Der Bundesinnenminister spricht gerne davon, dass wir einfach lediglich ein besseres „Zuwanderer-Marketing“ brauchen. Im Klartext: Er will kein Einwanderungsgesetz.

Hier halte ich es mit unserem Generalsekretär Peter Tauber. Er hat gesagt, dass wir ein Einwanderungsgesetz brauchen, da nur derjenige in Deutschland eine Chance hat, der einen Arbeitsplatz vom Heimatland aus nachweisen kann. Wir brauchen kein Zuwanderungsmarketing, denn es geht nicht um Produktmarketing. Wir werben schließlich um Menschen, auf die wir angewiesen sind und die wissen müssen, was unsere Kultur und Werte sind. Das Wort Marketing ist fehl am Platz.

Wir müssen nicht stärker um qualifizierte Einwanderer werben?

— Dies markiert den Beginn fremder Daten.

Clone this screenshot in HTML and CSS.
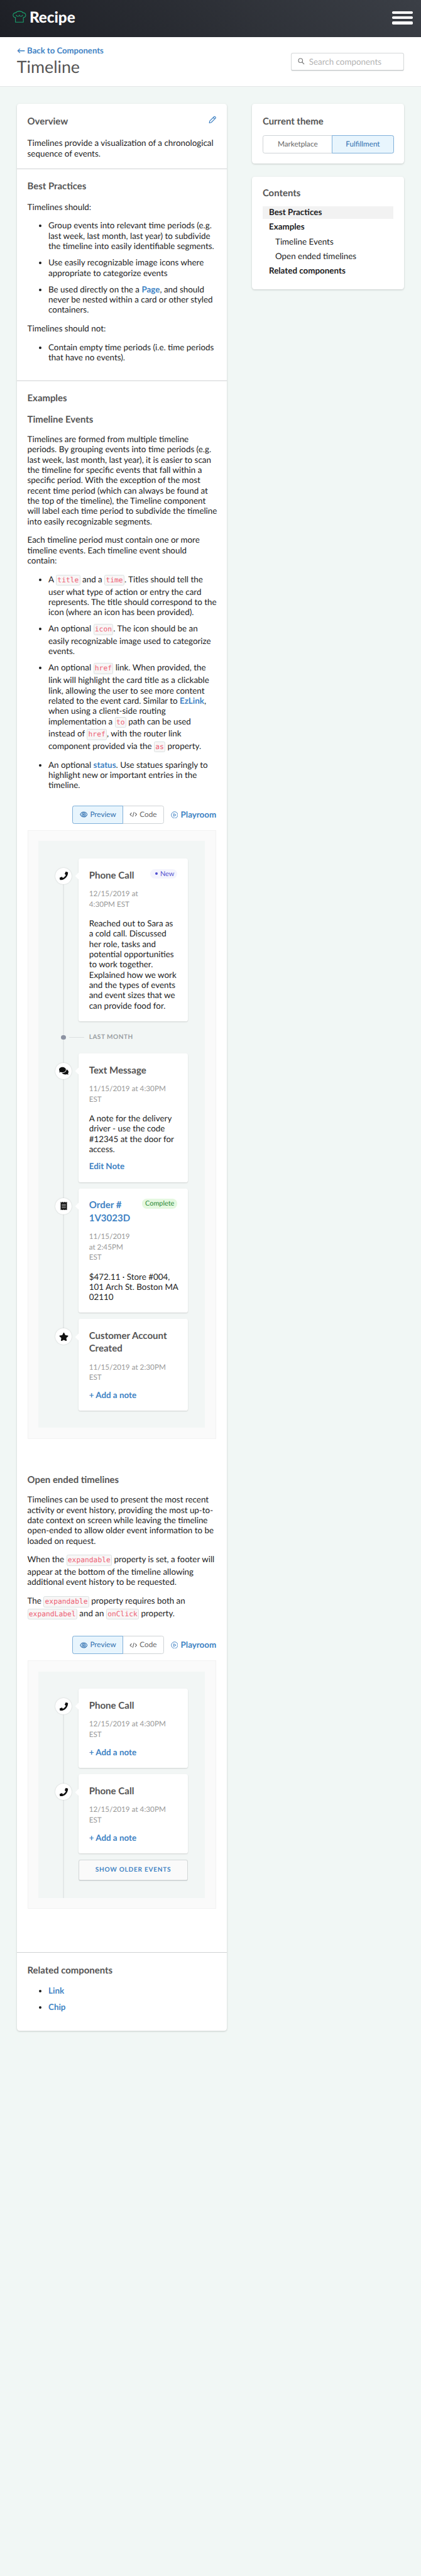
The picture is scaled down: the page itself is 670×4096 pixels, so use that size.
FILE: index.html
```html
<!DOCTYPE html>
<html lang="en">
<head>
<meta charset="utf-8">
<title>Timeline - Recipe</title>
<link rel="stylesheet" href="styles.css">
</head>
<body>
<svg width="0" height="0" class="sprite">
  <symbol id="phone" viewBox="0 0 512 512"><path d="M493.400 24.600l-104-24c-11.300-2.600-22.900 3.300-27.500 13.900l-48 112c-4.200 9.800-1.400 21.300 6.900 28l60.600 49.600c-36 76.700-98.900 140.500-177.200 177.200l-49.600-60.600c-6.800-8.300-18.200-11.100-28-6.900l-112 48C3.900 366.500-2 378.100.6 389.400l24 104C27.100 504.200 36.700 512 48 512c256.100 0 464-207.500 464-464 0-11.200-7.700-20.900-18.600-23.400z"/></symbol>
  <symbol id="comments" viewBox="0 0 576 512"><path d="M416 192c0-88.400-93.100-160-208-160S0 103.600 0 192c0 34.300 14.100 65.900 38 92-13.400 30.200-35.500 54.200-35.800 54.500-2.200 2.300-2.800 5.700-1.500 8.700S4.800 352 8 352c36.600 0 66.900-12.300 88.700-25 32.200 15.700 70.300 25 111.300 25 114.900 0 208-71.600 208-160zm122 220c23.900-26 38-57.700 38-92 0-66.900-53.500-124.200-129.300-148.100.9 6.600 1.300 13.300 1.300 20.100 0 105.900-107.700 192-240 192-10.800 0-21.300-.8-31.700-1.900C207.800 439.600 281.800 480 368 480c41 0 79.100-9.200 111.300-25 21.800 12.700 52.100 25 88.700 25 3.200 0 6.100-1.900 7.300-4.800 1.300-2.900.7-6.300-1.500-8.700-.3-.3-22.400-24.200-35.800-54.500z"/></symbol>
  <symbol id="receipt" viewBox="0 0 384 512"><path d="M358.400 3.200L320 48 265.600 3.200a15.900 15.900 0 0 0-19.200 0L192 48 137.600 3.200a15.900 15.900 0 0 0-19.200 0L64 48 25.600 3.200C15-4.700 0 2.800 0 16v480c0 13.200 15 20.700 25.600 12.800L64 464l54.400 44.800a15.900 15.900 0 0 0 19.200 0L192 464l54.400 44.800a15.900 15.900 0 0 0 19.200 0L320 464l38.400 44.800c10.500 7.900 25.600.4 25.600-12.800V16c0-13.200-15-20.700-25.600-12.800zM320 360c0 4.400-3.600 8-8 8H72c-4.400 0-8-3.600-8-8v-16c0-4.400 3.600-8 8-8h240c4.400 0 8 3.600 8 8v16zm0-96c0 4.400-3.600 8-8 8H72c-4.400 0-8-3.600-8-8v-16c0-4.400 3.600-8 8-8h240c4.400 0 8 3.600 8 8v16zm0-96c0 4.400-3.600 8-8 8H72c-4.400 0-8-3.600-8-8v-16c0-4.400 3.600-8 8-8h240c4.400 0 8 3.600 8 8v16z"/></symbol>
  <symbol id="star" viewBox="0 0 576 512"><path d="M259.300 17.800L194 150.200 47.900 171.500c-26.200 3.800-36.700 36.100-17.700 54.600l105.700 103-25 145.500c-4.500 26.300 23.200 46 46.400 33.700L288 439.600l130.700 68.700c23.200 12.200 50.900-7.400 46.400-33.700l-25-145.500 105.700-103c19-18.500 8.500-50.800-17.700-54.600L382 150.200 316.700 17.800c-11.700-23.600-45.600-23.900-57.400 0z"/></symbol>
  <symbol id="eye" viewBox="0 0 18 14"><g fill="none" stroke="currentColor" stroke-width="1.500"><path d="M1 7C3 3 6 1.300 9 1.300S15 3 17 7c-2 4-5 5.700-8 5.700S3 11 1 7z"/><circle cx="9" cy="7" r="3.600"/><circle cx="9" cy="7" r="1" /></g></symbol>
  <symbol id="code" viewBox="0 0 18 14"><g fill="none" stroke="currentColor" stroke-width="1.600"><path d="M5 3.200L1.500 7 5 10.800M13 3.200L16.500 7 13 10.800M10.600 1.500L7.400 12.500"/></g></symbol>
  <symbol id="play" viewBox="0 0 16 16"><g fill="none" stroke="currentColor" stroke-width="1.300"><circle cx="8" cy="8" r="7"/><path d="M6 5l5.200 3L6 11z"/></g></symbol>
</svg>

<header class="topbar">
  <div class="brand">
    <svg class="brand-mark" viewBox="0 0 26 23"><path d="M5.500 13C2.500 12.500 1 10.500 1 8.300c0-2.600 2.200-4.500 5-4.300C7.500 1.800 10 1 13 1s5.500.8 7 3c2.800-.2 5 1.700 5 4.300 0 2.200-1.500 4.200-4.500 4.700V21.800h-15zM6.500 8c.8 2 2.300 2.800 3.700 2.800 1.300 0 2.300-.8 2.800-2 .5 1.200 1.500 2 2.800 2 1.400 0 2.900-.8 3.700-2.800"/></svg>
    <span>Recipe</span>
  </div>
  <div class="burger"><i></i><i></i><i></i></div>
</header>

<div class="pagehead">
  <div>
    <a class="back">← Back to Components</a>
    <h1>Timeline</h1>
  </div>
  <div class="search"><svg viewBox="0 0 14 14"><circle cx="5.500" cy="5.500" r="4.200"/><path d="M8.700 8.700L13 13"/></svg><span>Search components</span></div>
</div>

<main class="layout">
  <article class="card doc">
    <section class="overview">
      <div class="titlerow"><h2>Overview</h2><svg class="pencil" viewBox="0 0 16 16"><path d="M1.500 14.500L2.300 10.700 10.800 2.200C11.500 1.500 12.500 1.500 13.200 2.200L13.800 2.800C14.500 3.500 14.500 4.500 13.800 5.200L5.300 13.700ZM9.300 3.700L12.300 6.700"/></svg></div>
      <p>Timelines provide a visualization of a chronological sequence of events.</p>
    </section>

    <section class="practices">
      <h2>Best Practices</h2>
      <p>Timelines should:</p>
      <ul>
        <li>Group events into relevant time periods (e.g. last week, last month, last year) to subdivide the timeline into easily identifiable segments.</li>
        <li>Use easily recognizable image icons where appropriate to categorize events</li>
        <li>Be used directly on the a <a>Page</a>, and should never be nested within a card or other styled containers.</li>
      </ul>
      <p>Timelines should not:</p>
      <ul>
        <li>Contain empty time periods (i.e. time periods that have no events).</li>
      </ul>
    </section>

    <section class="examples">
      <h2>Examples</h2>
      <h2>Timeline Events</h2>
      <p>Timelines are formed from multiple timeline periods. By grouping events into time periods (e.g. last week, last month, last year), it is easier to scan the timeline for specific events that fall within a specific period. With the exception of the most recent time period (which can always be found at the top of the timeline), the Timeline component will label each time period to subdivide the timeline into easily recognizable segments.</p>
      <p>Each timeline period must contain one or more timeline events. Each timeline event should contain:</p>
      <ul>
        <li>A <code>title</code> and a <code>time</code>. Titles should tell the user what type of action or entry the card represents. The title should correspond to the icon (where an icon has been provided).</li>
        <li>An optional <code>icon</code>. The icon should be an easily recognizable image used to categorize events.</li>
        <li>An optional <code>href</code> link. When provided, the link will highlight the card title as a clickable link, allowing the user to see more content related to the event card. Similar to <a>EzLink</a>, when using a client-side routing implementation a <code>to</code> path can be used instead of <code>href</code>, with the router link component provided via the <code>as</code> property.</li>
        <li>An optional <a>status</a>. Use statues sparingly to highlight new or important entries in the timeline.</li>
      </ul>

      <div class="toolbar">
        <div class="segmented">
          <span class="on"><svg><use href="#eye"/></svg>Preview</span>
          <span><svg><use href="#code"/></svg>Code</span>
        </div>
        <a class="playroom"><svg><use href="#play"/></svg>Playroom</a>
      </div>
      <div class="preview">
        <div class="canvas">
          <div class="event first">
            <div class="rail"><span class="dot"><svg><use href="#phone"/></svg></span></div>
            <div class="entry">
              <div class="entry-head"><div><h3>Phone Call</h3><time>12/15/2019 at 4:30PM EST</time></div><span class="chip new">New</span></div>
              <p>Reached out to Sara as a cold call. Discussed her role, tasks and potential opportunities to work together. Explained how we work and the types of events and event sizes that we can provide food for.</p>
            </div>
          </div>
          <div class="period"><div class="rail"><span class="pip"></span></div><span class="tick"></span><span>Last month</span></div>
          <div class="event">
            <div class="rail"><span class="dot"><svg><use href="#comments"/></svg></span></div>
            <div class="entry">
              <h3>Text Message</h3><time>11/15/2019 at 4:30PM EST</time>
              <p>A note for the delivery driver - use the code #12345 at the door for access.</p>
              <a class="action">Edit Note</a>
            </div>
          </div>
          <div class="event">
            <div class="rail"><span class="dot"><svg><use href="#receipt"/></svg></span></div>
            <div class="entry">
              <div class="entry-head narrow"><div><h3 class="linked">Order # 1V3023D</h3><time>11/15/2019 at 2:45PM EST</time></div><span class="chip done">Complete</span></div>
              <p>$472.11 · Store #004, 101 Arch St. Boston MA 02110</p>
            </div>
          </div>
          <div class="event last">
            <div class="rail"><span class="dot"><svg><use href="#star"/></svg></span></div>
            <div class="entry">
              <h3>Customer Account Created</h3><time>11/15/2019 at 2:30PM EST</time>
              <a class="action">+ Add a note</a>
            </div>
          </div>
        </div>
      </div>

      <h2 class="open">Open ended timelines</h2>
      <p>Timelines can be used to present the most recent activity or event history, providing the most up-to-date context on screen while leaving the timeline open-ended to allow older event information to be loaded on request.</p>
      <p>When the <code>expandable</code> property is set, a footer will appear at the bottom of the timeline allowing additional event history to be requested.</p>
      <p>The <code>expandable</code> property requires both an <code>expandLabel</code> and an <code>onClick</code> property.</p>

      <div class="toolbar">
        <div class="segmented">
          <span class="on"><svg><use href="#eye"/></svg>Preview</span>
          <span><svg><use href="#code"/></svg>Code</span>
        </div>
        <a class="playroom"><svg><use href="#play"/></svg>Playroom</a>
      </div>
      <div class="preview">
        <div class="canvas">
          <div class="event first">
            <div class="rail"><span class="dot"><svg><use href="#phone"/></svg></span></div>
            <div class="entry">
              <h3>Phone Call</h3><time>12/15/2019 at 4:30PM EST</time>
              <a class="action">+ Add a note</a>
            </div>
          </div>
          <div class="event">
            <div class="rail"><span class="dot"><svg><use href="#phone"/></svg></span></div>
            <div class="entry">
              <h3>Phone Call</h3><time>12/15/2019 at 4:30PM EST</time>
              <a class="action">+ Add a note</a>
            </div>
          </div>
          <div class="event more"><div class="rail"></div><div class="older">Show older events</div></div>
        </div>
      </div>
    </section>

    <section class="related">
      <h2>Related components</h2>
      <ul>
        <li><a>Link</a></li>
        <li><a>Chip</a></li>
      </ul>
    </section>
  </article>

  <aside>
    <div class="card theme">
      <h2>Current theme</h2>
      <div class="segmented wide"><span>Marketplace</span><span class="on">Fulfillment</span></div>
    </div>
    <nav class="card contents">
      <h2>Contents</h2>
      <a class="current">Best Practices</a>
      <a>Examples</a>
      <a class="sub">Timeline Events</a>
      <a class="sub">Open ended timelines</a>
      <a>Related components</a>
    </nav>
  </aside>
</main>
</body>
</html>
```

FILE: styles.css
```css
* { box-sizing: border-box; }
html { background: #f1f7f5; font-size: 8.375px; }
body {
  min-height: 100vh;
  margin: 0;
  color: #1b1c1d;
  font: 1.6rem/1.95rem Lato, sans-serif;
  text-rendering: geometricPrecision;
}
h1, h2, h3, p, ul { margin: 0; padding: 0; }
.sprite { position: absolute; }
a { color: #4183c4; font-weight: 700; }

/* Top bar */
.topbar {
  display: flex;
  align-items: center;
  justify-content: space-between;
  height: 7rem;
  padding: 0 1.5rem 0 2.4rem;
  background: linear-gradient(45deg, #1d1f25, #3b3f46);
}
.brand { display: flex; align-items: center; gap: 0.6rem; margin-top: -0.2rem; color: #fff; font-size: 2.9rem; font-weight: 900; line-height: 3.4rem; }
.brand-mark { width: 2.6rem; height: 2.3rem; margin-top: -0.4rem; fill: none; stroke: #1aa06d; stroke-width: 1.300; }
.burger { display: flex; flex-direction: column; gap: 0.5rem; margin-top: -0.3rem; }
.burger i { width: 4rem; height: 0.5rem; border-radius: 0.2rem; background: #fff; }

/* Page heading */
.pagehead {
  display: flex;
  justify-content: space-between;
  height: 9.5rem;
  padding: 1.6rem 3.2rem 0;
  border-bottom: 0.2rem solid #e4e7e7;
  background: #fff;
}
.back { display: block; font-size: 1.57rem; line-height: 2.1rem; }
h1 { margin-top: 0.1rem; color: #555; font-size: 3.2rem; font-weight: 400; line-height: 3.9rem; }
.search {
  display: flex;
  align-items: center;
  gap: 0.8rem;
  width: 21.5rem;
  height: 3.5rem;
  margin-top: 1.4rem;
  padding: 0 1.2rem;
  border: 1px solid #d5d8d9;
  border-bottom-width: 2px;
  border-radius: 0.4rem;
  color: #b3b3b3;
}
.search svg { width: 1.3rem; height: 1.3rem; fill: none; stroke: #777; stroke-width: 1.500; }

/* Columns and cards */
.layout { display: flex; align-items: flex-start; justify-content: space-between; padding: 3.2rem 3.2rem 0; }
.card { border-radius: 0.5rem; background: #fff; box-shadow: 0 1px 3px rgba(0, 0, 0, 0.18); }
.doc { width: 39.9rem; height: 365.9rem; }
.doc section { padding: 0 2rem; border-bottom: 1px solid #d0d3d4; }
.doc .related { border: 0; }
h2 { color: #555; font-size: 1.78rem; font-weight: 700; line-height: 2.4rem; }
.titlerow { display: flex; justify-content: space-between; align-items: center; margin-bottom: 2rem; }
.pencil { width: 1.5rem; height: 1.5rem; margin-top: -0.6rem; fill: none; stroke: #4183c4; stroke-width: 1.500; stroke-linejoin: round; }
.doc .overview { height: 12.4rem; padding-top: 2.1rem; }
.doc .practices { height: 40.2rem; padding-top: 2.1rem; }
.doc .examples { height: 298.5rem; padding-top: 2.1rem; }
.doc .related { padding-top: 2.1rem; }
.doc section > p { margin-right: -0.3rem; margin-bottom: 1.6rem; }
.practices h2 { margin-bottom: 1.7rem; }
.examples > h2 { margin-bottom: 1.6rem; }
.related h2 { margin-bottom: 1.7rem; }
.doc ul { margin-right: -0.2rem; margin-bottom: 1.6rem; padding-left: 4rem; }
li { margin-bottom: 1.17rem; }
li:last-child { margin-bottom: 0; }
code {
  display: inline-block;
  margin-bottom: 0.16rem;
  padding: 0 0.15rem;
  border: 1px solid #dbe2e2;
  border-radius: 0.3rem;
  background: #f8f6f6;
  color: #ed5f74;
  font: 1.35rem/1.84rem "DejaVu Sans Mono", monospace;
}

/* Segmented controls */
.toolbar { display: flex; align-items: center; justify-content: flex-end; gap: 1.3rem; height: 3.4rem; margin-top: 2.95rem; margin-bottom: 1.2rem; white-space: nowrap; }
.segmented { display: flex; height: 3.4rem; border: 1px solid #cfd3d6; border-radius: 0.4rem; color: #666; font-size: 1.4rem; }
.segmented span { display: flex; align-items: center; justify-content: center; gap: 0.5rem; width: 7.7rem; }
.segmented .on { width: 9.7rem; margin: -1px; border: 1px solid #7fb0da; border-radius: 0.4rem 0 0 0.4rem; background: #e8f5fd; color: #2f70b0; }
.segmented svg { width: 1.5rem; height: 1.2rem; }
.segmented.wide { width: 25rem; }
.segmented.wide span { width: 13.1rem; }
.segmented.wide .on { width: 11.9rem; border-radius: 0 0.4rem 0.4rem 0; }
.playroom { display: flex; align-items: center; gap: 0.5rem; }
.playroom svg { width: 1.4rem; height: 1.4rem; }

/* Timeline preview */
.preview { padding: 2rem; border: 1px solid #f2f2f2; background: #fafafa; }
.canvas { padding: 3.3rem 3.2rem 3.2rem; background: #f2f6f5; }
.event { display: flex; margin-bottom: 1.2rem; }
.event.last, .event.more { margin-bottom: 0; }
.rail { position: relative; display: flex; flex: none; justify-content: center; width: 3.1rem; margin-right: 1.3rem; }
.rail::before { content: ""; position: absolute; top: 0; bottom: -1.2rem; left: 1.45rem; width: 0.2rem; background: #e4e8e8; }
.first .rail::before { top: 3.3rem; }
.last .rail::before { bottom: auto; height: 3.3rem; }
.more .rail::before { bottom: -3.2rem; }
.dot { position: relative; display: flex; align-items: center; justify-content: center; width: 3.1rem; height: 3.1rem; margin-top: 1.8rem; border-radius: 50%; background: #fff; box-shadow: 0 0 2px rgba(0, 0, 0, 0.2); }
.dot svg { width: 1.8rem; height: 1.6rem; fill: #111; }
.entry { position: relative; width: 20.8rem; padding: 2rem; border-radius: 0.4rem; background: #fff; box-shadow: 0 1px 2px rgba(0, 0, 0, 0.15); }
.entry::before { content: ""; position: absolute; top: 2.9rem; left: -0.5rem; width: 1rem; height: 1rem; background: #fff; transform: rotate(45deg); }
.entry h3 { margin-bottom: 1.35rem; color: #555; font-size: 1.8rem; font-weight: 700; line-height: 2.4rem; }
.entry .linked { color: #4183c4; }
.entry-head { display: flex; align-items: flex-start; justify-content: space-between; }
.entry-head div { width: 9.6rem; }
.entry-head.narrow div { width: 8.5rem; }
time { display: block; color: #999; font-size: 1.4rem; line-height: 2rem; }
.entry p { margin-top: 1.6rem; margin-right: -0.2rem; }
.action { display: block; margin-top: 1.3rem; line-height: 2rem; }
.chip { border-radius: 0.9rem; font-size: 1.3rem; line-height: 1.8rem; }
.new { padding: 0 0.6rem 0 0.9rem; background: #f4f4fd; color: #5050d0; }
.new::before { content: ""; display: inline-block; width: 0.5rem; height: 0.5rem; margin: 0 0.5rem 0.2rem 0; border-radius: 50%; background: #5050d0; }
.done { padding: 0 0.6rem; background: #e5f8e0; color: #2c8a38; }
.period { display: flex; align-items: center; height: 6.1rem; margin-top: -1.2rem; color: #999ea2; font-size: 1.2rem; font-weight: 700; letter-spacing: 0.06rem; text-transform: uppercase; }
.period .rail { align-items: center; height: 6.1rem; margin-right: 0; }
.pip { position: relative; width: 0.9rem; height: 0.9rem; border-radius: 50%; background: #8d93a3; }
.tick { width: 2.9rem; height: 1px; margin: 0 0.9rem 0 -0.5rem; background: #dde1e1; }
.examples .open { margin-top: 6.55rem; }
.older { display: flex; align-items: center; justify-content: center; width: 20.8rem; height: 4rem; border: 1px solid #d3d7d8; border-bottom-width: 2px; border-radius: 0.4rem; background: #fafafa; color: #4183c4; font-size: 1.2rem; font-weight: 700; letter-spacing: 0.09rem; text-transform: uppercase; }

/* Sidebar */
aside { display: flex; flex-direction: column; gap: 2.4rem; width: 28.9rem; }
.theme { height: 11.4rem; padding: 2.1rem 2rem; }
.theme h2 { margin-bottom: 1.5rem; }
.contents { height: 21.4rem; padding: 2rem; }
.contents h2 { margin-bottom: 1.3rem; }
.contents a { display: block; height: 2.3rem; margin-bottom: 0.47rem; padding-left: 1.2rem; color: #1b1c1d; font-weight: 700; line-height: 2.3rem; }
.contents .current { background: #f2f2f2; }
.contents .sub { padding-left: 2.4rem; font-weight: 400; }
```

Doch. Aber hier geht es um mehr als Ökonomie. Wir brauchen einen gesamtgesellschaftlichen Prozess, in dem wir klären, wie Deutsche und Einwanderer zusammenleben und wie sich die unterschiedlichen Kulturen beeinflussen. Das hat doch nichts mit Marketing zu tun. Im Übrigen sendet dieser Begriff das falsche Signal an potentielle Einwanderer.

Inwiefern?

Studien der Organisation für Wirtschaftliche Zusammenarbeit und Entwicklung (OECD) zeigen eindeutig: Menschen lernen am besten, wenn sie sich zugehörig fühlen. Also sollten wir ihnen auch das Gefühl geben, dass sie willkommen sind.

Vor der Bundestagswahl rechnet kaum noch jemand mit dem Gesetz. Zu wann ist es realistisch?

Wir sollten alles daran setzen, dass wir spätestens nach der Bundestagwahl 2017 rasch umsetzen können. Dafür müssen wir aber jetzt mit der Arbeit beginnen. Manches könnten wir auch sofort machen, beispielsweise die Wartezeiten für Flüchtlinge deutlich verkürzen, damit sie oft nicht erst nach 15 Monaten als Asylbewerber anerkannt werden und arbeiten können. Und wir sollten Geduldeten mit längerer Verweildauer die Chance geben, eine Ausbildung zu machen. Aber das Grundproblem, dass überwunden werden muss, ist doch der fehlende Konsens.

Vermischen Sie jetzt nicht die Themen Flüchtlinge und qualifizierte Zuwanderung?

Natürlich macht es einen Unterschied, ob jemand vor Krieg zu uns flieht oder ob er sich freiwillig entscheidet, zu uns zu kommen. Die strikte Unterscheidung ist in der Praxis aber nicht hilfreich. Beide Migrantengruppen hoffen hier auf ein existenzsicherndes mit Arbeit verbundenes  Leben. Deswegen müssen wir jetzt dringend in die Aus- und Weiterbildung von Flüchtlingen investieren.

Klingt so als würden Sie dafür im Zweifel die schwarze Null opfern wollen.

Ungern, wenn es nicht anders geht, ja. Es zahlt sich am Ende aus. Entweder arbeiten die Menschen hier und tragen ihren Teil über Steuern bei. Oder sie gehen irgendwann zurück und profitieren von ihren Erfahrungen in Deutschland. Das ist die beste Entwicklungshilfe, die es nur geben kann. Deutschland gewinnt also in jedem Fall.

Wenn die neue Kommission um ihren Rat bitten sollte – stehen Sie dann bereit?

Das Thema ist mir eine Herzenssache. Wenn ich gefragt werde, bringe ich mich gerne ein.